There is an ongoing sartorial war, waged since time immemorial. Weapons technology has shifted kaleidoscopically over the millennia, from the first animal skins to today’s advanced textiles. Consider the battlefield a triangle, with three opposing base camps: Functional, Tasteful, and Extravagant.
The Functionals prefer clothes to serve a utilitarian purpose, meeting a physical need without regard to aesthetics. Form for this group is subservient to Function; beautifying details are looked on as frippery.

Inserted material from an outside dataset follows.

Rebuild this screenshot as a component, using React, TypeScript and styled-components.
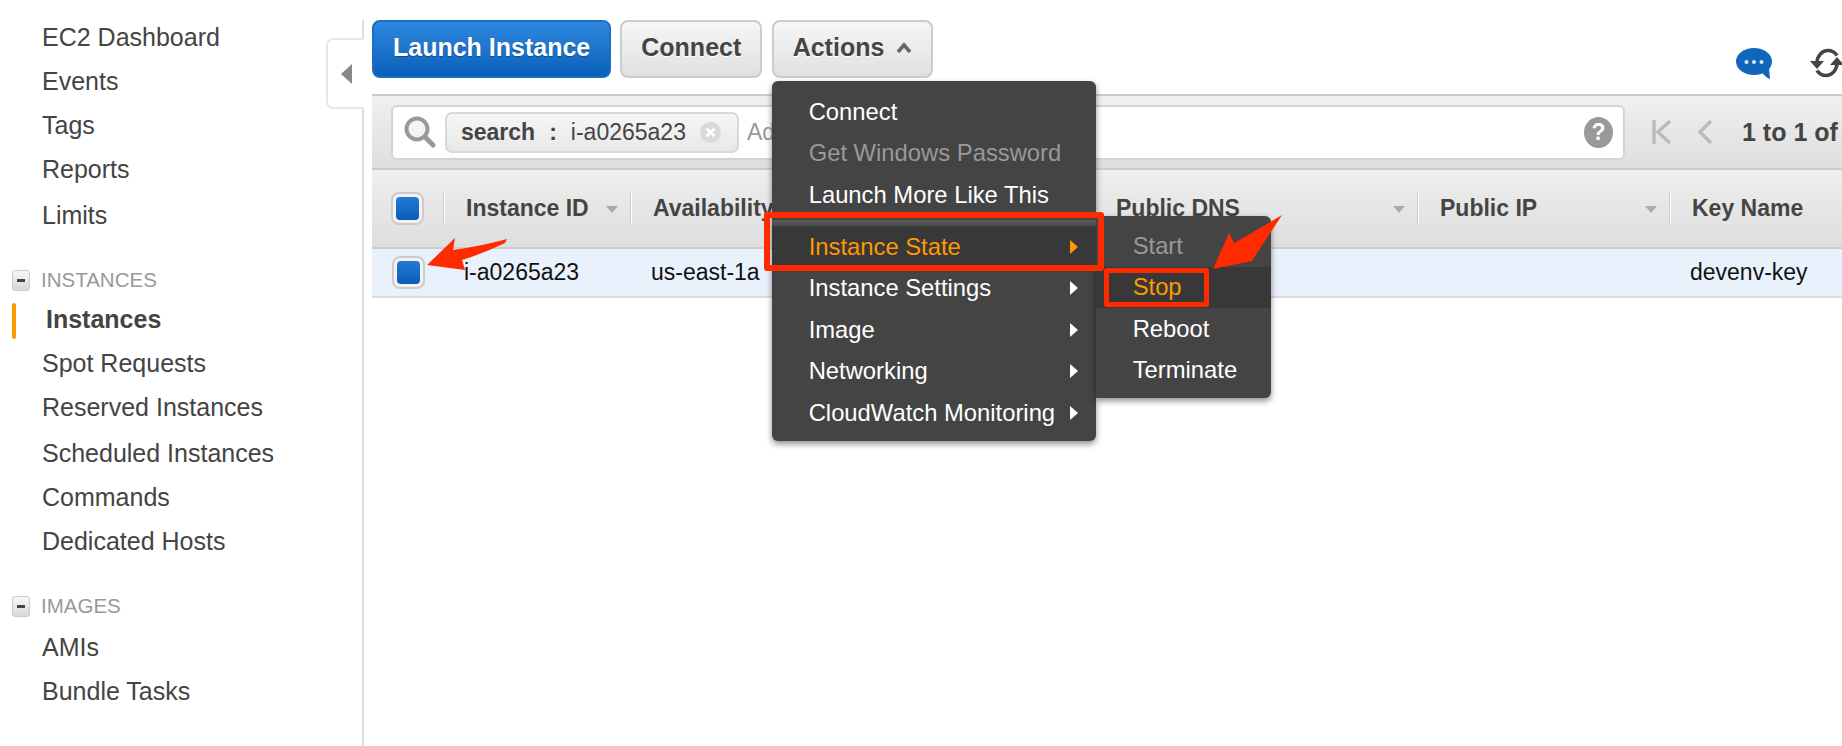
import React from 'react';
import styled, { createGlobalStyle } from 'styled-components';

const GlobalStyle = createGlobalStyle`
  html, body {
    margin: 0;
    height: 100%;
    overflow: hidden;
    background: #fff;
    font-family: "Liberation Sans", Arial, sans-serif;
  }
`;

const COLUMNS = '72px 187px 463px 324px 252px 202px';
const RED = '#ff2a00';

const Page = styled.div`
  display: flex;
  width: 1842px;
  height: 746px;
  overflow: hidden;
`;

const Sidebar = styled.nav`
  position: relative;
  flex: 0 0 365px;
  height: 746px;
  padding-top: 15px;
  box-sizing: border-box;

  &::after {
    content: '';
    position: absolute;
    top: 20px;
    bottom: 0;
    left: 362px;
    width: 2px;
    background: #ddd;
  }
`;

const NavItem = styled.div<{ $nudge?: boolean; $active?: boolean }>`
  position: relative;
  height: 44px;
  line-height: 44px;
  margin-top: ${({ $nudge }) => ($nudge ? '2px' : '0')};
  padding-left: ${({ $active }) => ($active ? '46px' : '42px')};
  font-size: 25px;
  font-weight: ${({ $active }) => ($active ? 700 : 400)};
  color: #444;
  white-space: nowrap;

  ${({ $active }) =>
    $active &&
    `&::before {
      content: '';
      position: absolute;
      left: 12px;
      top: 6px;
      width: 4px;
      height: 36px;
      border-radius: 2px;
      background: #f90;
    }`}
`;

const SectionTitle = styled.div`
  display: flex;
  align-items: center;
  gap: 11px;
  height: 30px;
  margin: 28px 0 2px 12px;
  font-size: 20.5px;
  color: #999;
  white-space: nowrap;
`;

const ImagesTitle = styled(SectionTitle)`
  margin-bottom: 4px;
`;

const Collapse = styled.span`
  display: flex;
  align-items: center;
  justify-content: center;
  width: 16px;
  height: 19px;
  border: 1px solid #ccc;
  border-radius: 3px;
  background: linear-gradient(#f8f8f8, #d8d8d8);

  &::before {
    content: '';
    width: 8px;
    height: 3px;
    background: #444;
  }
`;

const SideTab = styled.div`
  position: absolute;
  z-index: 2;
  top: 38px;
  left: 326px;
  display: flex;
  align-items: center;
  padding-left: 13px;
  width: 38px;
  height: 71px;
  box-sizing: border-box;
  background: #fff;
  border: 2px solid #e8e8e8;
  border-right: none;
  border-radius: 7px 0 0 7px;

  &::before {
    content: '';
    border-style: solid;
    border-width: 10px 11px 10px 0;
    border-color: transparent #888 transparent transparent;
  }
`;

const Main = styled.main`
  flex: 0 0 1500px;
  margin-left: 7px;
  position: relative;
`;

const Toolbar = styled.div`
  display: flex;
  align-items: flex-start;
  gap: 9px;
  height: 94px;
  padding-top: 20px;
  padding-right: 28px;
  box-sizing: border-box;
`;

const Button = styled.button<{ $primary?: boolean }>`
  display: flex;
  align-items: center;
  gap: 12px;
  height: 58px;
  padding: 0 19px 3px;
  box-sizing: border-box;
  font-family: inherit;
  font-size: 25px;
  font-weight: 700;
  border-radius: 8px;
  border: 2px solid ${({ $primary }) => ($primary ? '#1a6fc4' : '#ccc')};
  color: ${({ $primary }) => ($primary ? '#fff' : '#444')};
  background: ${({ $primary }) =>
    $primary ? 'linear-gradient(#2f88e0, #0a60b8)' : 'linear-gradient(#f6f6f6, #e0e0e0)'};
  text-shadow: ${({ $primary }) => ($primary ? '0 1px 1px rgba(0,0,0,.3)' : '0 1px 0 #fff')};
`;

const ActionsWrap = styled.div`
  position: relative;
  margin-left: 0.4px;
`;

const ToolIcons = styled.div`
  display: flex;
  align-items: flex-start;
  gap: 38px;
  margin-left: auto;
  padding-top: 28px;
`;

const Menu = styled.div`
  position: absolute;
  z-index: 5;
  top: 61px;
  left: 0;
  width: 324px;
  height: 360px;
  padding: 10px 0 0;
  box-sizing: border-box;
  background: #444;
  border-radius: 6px;
  box-shadow: 0 3px 6px rgba(0, 0, 0, 0.45);
  font-size: 23.8px;
`;

const MenuItem = styled.div<{ $disabled?: boolean; $hot?: boolean }>`
  display: flex;
  align-items: center;
  justify-content: space-between;
  height: 41.6px;
  padding: 0 18px 0 37px;
  white-space: nowrap;
  color: ${({ $disabled, $hot }) => ($hot ? '#f90' : $disabled ? '#999' : '#fff')};
  background: ${({ $hot }) => ($hot ? '#383838' : 'transparent')};
`;

const MenuSeparator = styled.div`
  height: 6px;
  margin-top: 4px;
  background: linear-gradient(#5a5a5a, #4c4c4c);
`;

const Caret = styled.span<{ $hot?: boolean }>`
  border-style: solid;
  border-width: 7px 0 7px 8px;
  border-color: transparent transparent transparent ${({ $hot }) => ($hot ? '#f90' : '#fff')};
`;

const SubMenu = styled.div`
  position: absolute;
  z-index: -1;
  top: 135px;
  left: 324px;
  width: 175px;
  height: 182px;
  padding-top: 9px;
  box-sizing: border-box;
  background: #444;
  border-radius: 0 6px 6px 0;
  box-shadow: 0 3px 6px rgba(0, 0, 0, 0.45);
`;

const SubItem = styled(MenuItem)`
  height: 41.5px;
  padding-left: 37px;
`;

const Highlight = styled.div<{ $weight: number }>`
  position: absolute;
  box-sizing: border-box;
  border: ${({ $weight }) => $weight}px solid ${RED};
  border-radius: 3px;
`;

const StateBox = styled(Highlight)`
  top: 131px;
  left: -8px;
  width: 340px;
  height: 59px;
`;

const StopBox = styled(Highlight)`
  top: 52px;
  left: 8px;
  width: 105px;
  height: 39px;
`;

const FilterBar = styled.div`
  display: flex;
  align-items: center;
  height: 76px;
  box-sizing: border-box;
  padding-left: 19px;
  border-top: 2px solid #ccc;
  border-bottom: 2px solid #ccc;
  background: linear-gradient(#f0f0f0, #dedede);
`;

const SearchBox = styled.div`
  display: flex;
  align-items: center;
  width: 1234px;
  height: 55px;
  box-sizing: border-box;
  padding: 0 10px 0 11px;
  background: #fff;
  border: 2px solid #d4d4d4;
  border-radius: 6px;
`;

const Token = styled.div`
  display: flex;
  align-items: center;
  width: 294px;
  height: 41px;
  margin-left: 9px;
  padding-left: 14px;
  box-sizing: border-box;
  font-size: 23px;
  color: #444;
  white-space: nowrap;
  background: linear-gradient(#f6f6f6, #e8e8e8);
  border: 2px solid #d8d8d8;
  border-radius: 7px;

  b {
    margin-right: 14px;
  }
`;

const TokenColon = styled.b`
  margin-right: 10px;
`;

const TokenClear = styled.span`
  display: flex;
  align-items: center;
  justify-content: center;
  width: 21px;
  height: 21px;
  margin-left: 14px;
  border-radius: 50%;
  background: #d9d9d9;
`;

const Placeholder = styled.span`
  margin-left: 8px;
  font-size: 23px;
  color: #999;
  white-space: nowrap;
`;

const HelpIcon = styled.span`
  display: flex;
  align-items: center;
  justify-content: center;
  width: 29px;
  height: 31px;
  margin-left: auto;
  border-radius: 50%;
  background: #999;
  color: #fff;
  font-size: 23px;
  font-weight: 700;
`;

const Pager = styled.div`
  display: flex;
  align-items: center;
  margin-left: 27px;
  font-size: 25px;
  font-weight: 700;
  color: #444;
  white-space: nowrap;
`;

const PagerCount = styled.span`
  margin-left: 30px;
`;

const PagerPrev = styled.svg`
  margin-left: 26px;
`;

const HeaderRow = styled.div`
  display: grid;
  grid-template-columns: ${COLUMNS};
  height: 79px;
  box-sizing: border-box;
  border-bottom: 2px solid #ccc;
  background: linear-gradient(#eee, #dedede);
`;

const HeaderCell = styled.div`
  position: relative;
  display: flex;
  align-items: center;
  padding: 0 13px 0 22px;
  font-size: 23px;
  font-weight: 700;
  color: #444;
  white-space: nowrap;

  &::before {
    content: '';
    position: absolute;
    left: -1px;
    top: 22px;
    height: 33px;
    width: 1px;
    background: #ccc;
    border-right: 1px solid #fff;
  }
`;

const SortArrow = styled.span`
  margin-left: auto;
  margin-top: 2px;
  border-style: solid;
  border-width: 7px 6px 0;
  border-color: #aaa transparent transparent;
`;

const CheckCell = styled.div`
  display: flex;
  align-items: center;
  padding-left: 19px;
`;

const BodyRow = styled.div`
  display: grid;
  grid-template-columns: ${COLUMNS};
  align-items: center;
  height: 49px;
  box-sizing: border-box;
  border-bottom: 2px solid #ddd;
  background: #e9f1fd;
  font-size: 23px;
  color: #111;
  white-space: nowrap;
`;

const BodyCell = styled.div`
  padding-left: 20px;
`;

const Check = styled.span`
  display: flex;
  align-items: center;
  justify-content: center;
  width: 33px;
  height: 33px;
  box-sizing: border-box;
  border: 2px solid #ccc;
  border-radius: 8px;
  background: #f2f2f2;

  &::before {
    content: '';
    width: 23px;
    height: 23px;
    border-radius: 4px;
    background: linear-gradient(#227bd8, #0a5cb5);
  }
`;

const RowCheck = styled(Check)`
  margin-left: 1px;
`;

const Arrow = styled.svg`
  position: absolute;
  z-index: 8;
  top: 0;
  left: 0;
  pointer-events: none;
`;

const SearchGlyph = () => (
  <svg width="32" height="32" viewBox="0 0 32 32">
    <circle cx="13" cy="13" r="10.500" fill="#f4f4f4" stroke="#999" strokeWidth="4" />
    <path d="M21 21l8 8" stroke="#999" strokeWidth="5" strokeLinecap="round" />
  </svg>
);

const ChatGlyph = () => (
  <svg width="36" height="31" viewBox="0 0 36 31">
    <ellipse cx="18" cy="13.5" rx="18" ry="13.5" fill="#1166bb" />
    <path d="M25 22l8-2 1 11c-3-1-7-4-9-9z" fill="#1166bb" />
    <circle cx="10.5" cy="14" r="2" fill="#d8e8f8" />
    <circle cx="18" cy="14" r="2" fill="#d8e8f8" />
    <circle cx="25.5" cy="14" r="2" fill="#d8e8f8" />
  </svg>
);

const RefreshGlyph = () => (
  <svg width="34" height="30" viewBox="0 0 34 30" fill="none">
    <path d="M7 15C7 8 12 2.500 18 2.500c4 0 7 2 9 5" stroke="#444" strokeWidth="3.500" />
    <path d="M27 15c0 7-5 12.500-11 12.500-4 0-7-2-9-5" stroke="#444" strokeWidth="3.500" />
    <path d="M0 13h14l-7 8zM20 17h14l-7-8z" fill="#444" />
  </svg>
);

const ChevronUp = () => (
  <svg width="16" height="12" viewBox="0 0 16 12" fill="none">
    <path d="M2 10l6-7 6 7" stroke="#666" strokeWidth="3.500" />
  </svg>
);

const ClearGlyph = () => (
  <svg width="11" height="11" viewBox="0 0 11 11">
    <path d="M1.500 1.500l8 8M9.500 1.500l-8 8" stroke="#fff" strokeWidth="2.500" />
  </svg>
);

const instanceNav = ['Spot Requests', 'Reserved Instances', 'Scheduled Instances', 'Commands', 'Dedicated Hosts'];

const App: React.FC = () => {
  return (
    <Page>
      <GlobalStyle />
      <Sidebar>
        <SideTab />
        <NavItem>EC2 Dashboard</NavItem>
        <NavItem>Events</NavItem>
        <NavItem>Tags</NavItem>
        <NavItem>Reports</NavItem>
        <NavItem $nudge>Limits</NavItem>

        <SectionTitle>
          <Collapse />
          INSTANCES
        </SectionTitle>
        <NavItem $active>Instances</NavItem>
        {instanceNav.map((name) => (
          <NavItem key={name} $nudge={name === 'Scheduled Instances'}>
            {name}
          </NavItem>
        ))}

        <ImagesTitle>
          <Collapse />
          IMAGES
        </ImagesTitle>
        <NavItem>AMIs</NavItem>
        <NavItem>Bundle Tasks</NavItem>

        <SectionTitle>
          <Collapse />
        </SectionTitle>
      </Sidebar>

      <Main>
        <Toolbar>
          <Button $primary>Launch Instance</Button>
          <Button>Connect</Button>
          <ActionsWrap>
            <Button>
              Actions
              <ChevronUp />
            </Button>
            <Menu>
              <MenuItem>Connect</MenuItem>
              <MenuItem $disabled>Get Windows Password</MenuItem>
              <MenuItem>Launch More Like This</MenuItem>
              <MenuSeparator />
              <MenuItem $hot>
                Instance State
                <Caret $hot />
              </MenuItem>
              <MenuItem>
                Instance Settings
                <Caret />
              </MenuItem>
              <MenuItem>
                Image
                <Caret />
              </MenuItem>
              <MenuItem>
                Networking
                <Caret />
              </MenuItem>
              <MenuItem>
                CloudWatch Monitoring
                <Caret />
              </MenuItem>
              <StateBox $weight={6} />
              <SubMenu>
                <SubItem $disabled>Start</SubItem>
                <SubItem $hot>Stop</SubItem>
                <SubItem>Reboot</SubItem>
                <SubItem>Terminate</SubItem>
                <StopBox $weight={5} />
              </SubMenu>
            </Menu>
          </ActionsWrap>
          <ToolIcons>
            <ChatGlyph />
            <RefreshGlyph />
          </ToolIcons>
        </Toolbar>

        <FilterBar>
          <SearchBox>
            <SearchGlyph />
            <Token>
              <b>search</b>
              <TokenColon>:</TokenColon>
              i-a0265a23
              <TokenClear>
                <ClearGlyph />
              </TokenClear>
            </Token>
            <Placeholder>Add filter</Placeholder>
            <HelpIcon>?</HelpIcon>
          </SearchBox>
          <Pager>
            <svg width="20" height="26" viewBox="0 0 20 26" fill="none">
              <path d="M2 1v24M18 2L6 13l12 11" stroke="#bbb" strokeWidth="3.500" />
            </svg>
            <PagerPrev width="14" height="26" viewBox="0 0 14 26" fill="none">
              <path d="M13 2L2 13l11 11" stroke="#bbb" strokeWidth="3.500" />
            </PagerPrev>
            <PagerCount>1 to 1 of 1</PagerCount>
          </Pager>
        </FilterBar>

        <HeaderRow>
          <CheckCell>
            <Check />
          </CheckCell>
          <HeaderCell>
            Instance ID
            <SortArrow />
          </HeaderCell>
          <HeaderCell>
            Availability Zone
            <SortArrow />
          </HeaderCell>
          <HeaderCell>
            Public DNS
            <SortArrow />
          </HeaderCell>
          <HeaderCell>
            Public IP
            <SortArrow />
          </HeaderCell>
          <HeaderCell>
            Key Name
            <SortArrow />
          </HeaderCell>
        </HeaderRow>

        <BodyRow>
          <CheckCell>
            <RowCheck />
          </CheckCell>
          <BodyCell>i-a0265a23</BodyCell>
          <BodyCell>us-east-1a</BodyCell>
          <BodyCell />
          <BodyCell />
          <BodyCell>devenv-key</BodyCell>
        </BodyRow>

        <Arrow width="1470" height="300">
          <path d="M55 265L83 238L81 250Q110 246 135 239L133 243Q110 254 90 260L93 270Z" fill={RED} />
          <path d="M841 269L857 233L862 243Q885 230 910 215Q895 238 880 261Z" fill={RED} />
        </Arrow>
      </Main>
    </Page>
  );
};

export default App;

The Tasteful cohort view clothes as a backdrop of minimalist palette, allowing detail of texture and fabric to emerge as subtle indicators of quality. Bolder items are used sparingly and within unostentatious constraints drawn heavily from the historical canon of classic menswear (the 1920s to the 1960s). This would be a modern equivalent to Beau Brummell’s dandy approach, perhaps somewhat equivalent to a “stealth wealth” aesthetic, although at the time, dandyism was revolutionary rather than conformist.
The historical dandy (contrary to modern interpretations of the term) was a reaction to the gaudy fops of Brummell’s day, who may be considered historical members of the Extravagant tribe. For them clothes are about colour, pattern and peacocking. It is escapism, provoking calculated amusement in others and in oneself. In the modern world its lineage gives us movements like Sape, and is linked to the concept of Wildean excess and even conspicuous consumption. It’s about catching the eye, not taking oneself too seriously and generally using clothes in a more aggressive manner than the other group.
Few people fall wholly within one camp. The camps are vertices on the triangle that is the continuum of modes of dress, rather than discrete entities. I do not believe that one mode is objectively best. It is better only in the eyes of the beholder, and thus whether the clothes achieve the purpose you need them to have.
Obviously if you are in certain professions, you may be obliged to dress one way or the another. For the rest, the challenge is finding a mode of dressing you feel expresses your inner self and external needs the best, while still appreciating the qualities of other extremes of the spectrum as all are educational.
The idea that one mode of dress is universally correct is flawed. Find the balance that is right for you and your life. Explore the continuum, experiment with different looks, learn something about their history, think about your needs and your personality. Don’t prejudge and back yourself into any one corner.
Find for yourself which you enjoy the most, and which help you achieve the life you want.